Tragedi Angeline dan Kita
SEORANG anak perempuan berusia delapan tahun dibunuh. Mayatnya dikubur di pekarangan belakang rumah tempat dia tinggal bersama ibu angkatnya.
SEORANG anak perempuan berusia delapan tahun dibunuh. Mayatnya dikubur di pekarangan belakang rumah tempat dia tinggal bersama ibu angkatnya. Dua pekan sebelumnya, anak ini dikabarkan hilang. Berita ini menggemparkan Tanah Air, media menyiarkannya setiap hari.

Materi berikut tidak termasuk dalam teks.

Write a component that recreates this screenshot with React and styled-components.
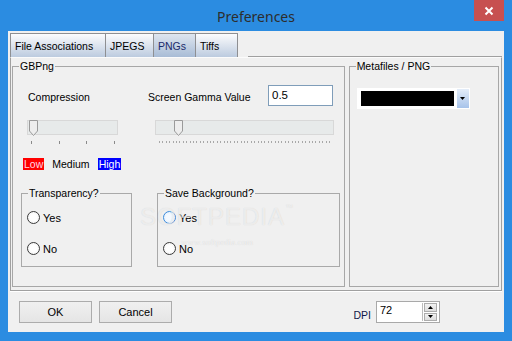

Berbagai dugaan dan spekulasi mengenai motif pembunuhan ini pun muncul, mulai dari soal warisan, dendam, kelainan jiwa pelaku, dan lain sebagainya. Ia menyita perhatian nasional, bahkan jaringan televisi internasional pun turut mengabarkan kepada halayaknya.
Simpati bermunculan, lalu-lintas komunikasi di jejaring media sosial tak kalah heboh oleh media arus utama. Pesan-pesan dan berbagai ungkapan emosional menyebar demikian cepat dan serentak. Angeline, bocah korban pembunuhan —yang belakangan juga disebut-sebut jadi korban pemerkosaan pelakunya— jadi topik utama percakapan di berbagai tempat dan lingkungan.

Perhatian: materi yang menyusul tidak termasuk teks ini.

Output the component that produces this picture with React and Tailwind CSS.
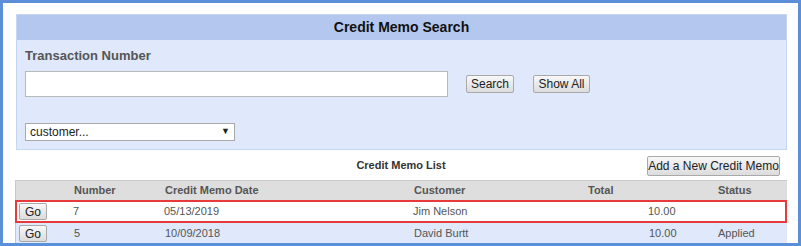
import React from "react";

const rows = [
  { num: "7", date: "05/13/2019", customer: "Jim Nelson", total: "10.00", status: "", selected: true },
  { num: "5", date: "10/09/2018", customer: "David Burtt", total: "10.00", status: "Applied" },
];

const Btn = ({ children, className = "" }) => (
  <button
    className={`border border-[#a9a9a9] bg-gradient-to-b from-[#f8f8f8] to-[#dcdcdc] rounded-[2px] text-[#222] leading-none whitespace-nowrap ${className}`}
  >
    {children}
  </button>
);

const App = () => {
  return (
    <div
      className="w-[801px] h-[246px] border-[3px] border-[#5b8fd7] bg-white overflow-hidden text-[#333]"
      style={{ fontFamily: '"Liberation Sans", Arial, sans-serif' }}
    >
      {/* Search panel */}
      <div className="ml-[13px] mt-[11px] w-[771px] border border-[#c5d6f1] bg-[#dfe9fb]">
        <div className="h-[25px] bg-[#b4c8ef] flex items-center justify-center text-[14px] font-bold text-[#111]">
          Credit Memo Search
        </div>
        <div className="px-[8px] pt-[9px] pb-[8px]">
          <div className="text-[13px] font-bold text-[#555] h-[14px] leading-[14px]">Transaction Number</div>
          <div className="flex items-center mt-[8px]">
            <input
              type="text"
              className="w-[423px] h-[26px] bg-white border border-[#b9b9b9] outline-none"
            />
            <Btn className="ml-[18px] h-[18px] w-[48px] text-[12px]">Search</Btn>
            <Btn className="ml-[19px] h-[18px] w-[57px] text-[12px]">Show All</Btn>
          </div>
          <div className="mt-[26px] w-[210px] h-[18px] bg-white border border-[#a9a9a9] flex items-center justify-between px-[4px] text-[12px] text-[#222]">
            <span>customer...</span>
            <span className="text-[9px]">▼</span>
          </div>
        </div>
      </div>

      {/* List header */}
      <div className="ml-[12px] w-[772px] h-[30px] flex items-center">
        <div className="flex-1"></div>
        <div className="text-[11px] font-bold text-[#333]">Credit Memo List</div>
        <div className="flex-1 flex justify-end">
          <Btn className="mr-[7px] mt-[2px] h-[20px] w-[133px] text-[12px]">Add a New Credit Memo</Btn>
        </div>
      </div>

      {/* Table */}
      <div className="ml-[12px] w-[772px] text-[11px]">
        <div className="grid grid-cols-[58px_91px_249px_174px_130px_1fr] h-[20px] items-center bg-[#dedede] border-t border-l border-[#c9c9c9] font-bold text-[#555]">
          <div></div>
          <div>Number</div>
          <div>Credit Memo Date</div>
          <div>Customer</div>
          <div>Total</div>
          <div>Status</div>
        </div>
        {rows.map((r) =>
          <div
            key={r.num}
            className={`grid grid-cols-[58px_91px_249px_174px_130px_1fr] items-center text-[#555] ${
              r.selected
                ? "h-[23px] bg-white shadow-[inset_0_0_0_2px_#e8393b]"
                : "h-[21px] bg-[#dfe9fb] border-l border-[#c9c9c9]"
            }`}
          >
            <div className={r.selected ? "pl-[4px]" : "pl-[3px]"}>
              <Btn className="h-[17px] w-[28px] text-[12px]">Go</Btn>
            </div>
            <div>{r.num}</div>
            <div>{r.date}</div>
            <div>{r.customer}</div>
            <div className="pl-[61px]">{r.total}</div>
            <div>{r.status}</div>
          </div>
        )}
      </div>
    </div>
  );
};

export default App;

Ya, orang berperasaan pasti tergugah. Mereka yang masih punya rasa kemanusiaan pasti tersentuh. Simpati tak mengenal batas. Ia menerobos sekat-sekat geografis maupun primordial, mengusik relung terdalam hati nurani orang-orang yang memiliki akal sehat.

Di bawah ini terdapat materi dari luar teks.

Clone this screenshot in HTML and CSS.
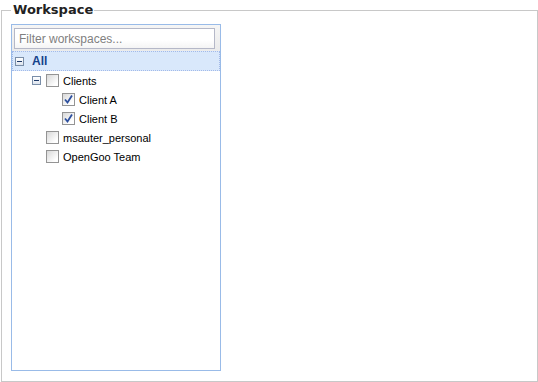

Peristiwa yang terjadi di Bali itu, mendadak seperti berlangsung di depan mata. Naluri kemanusiaan telah menembus batas-batas ruang dan dinding waktu. Betapa keji dia, atau mereka, yang telah melakukan kejahatan itu. Ia pun mengingatkan kembali semua orang, bahwa masih begitu banyak manusia yang tidak peduli pada keselamatan orang lain, bahkan anak kecil.
Lamanya masa pencarian anak yang dikabarkan hilang itu, dan identifikasi atas keluarga tersebut menunjukkan betapa makin lemah relasi sosial di lingkungan tertentu masyarakat kita. Warga kini cenderung tidak terlalu peduli lagi pada orang-orang di sekitar. Harus diakui, masyarakat semakin individualistis, terutama di kota-kota besar dan kota-kota yang sedang berkembang.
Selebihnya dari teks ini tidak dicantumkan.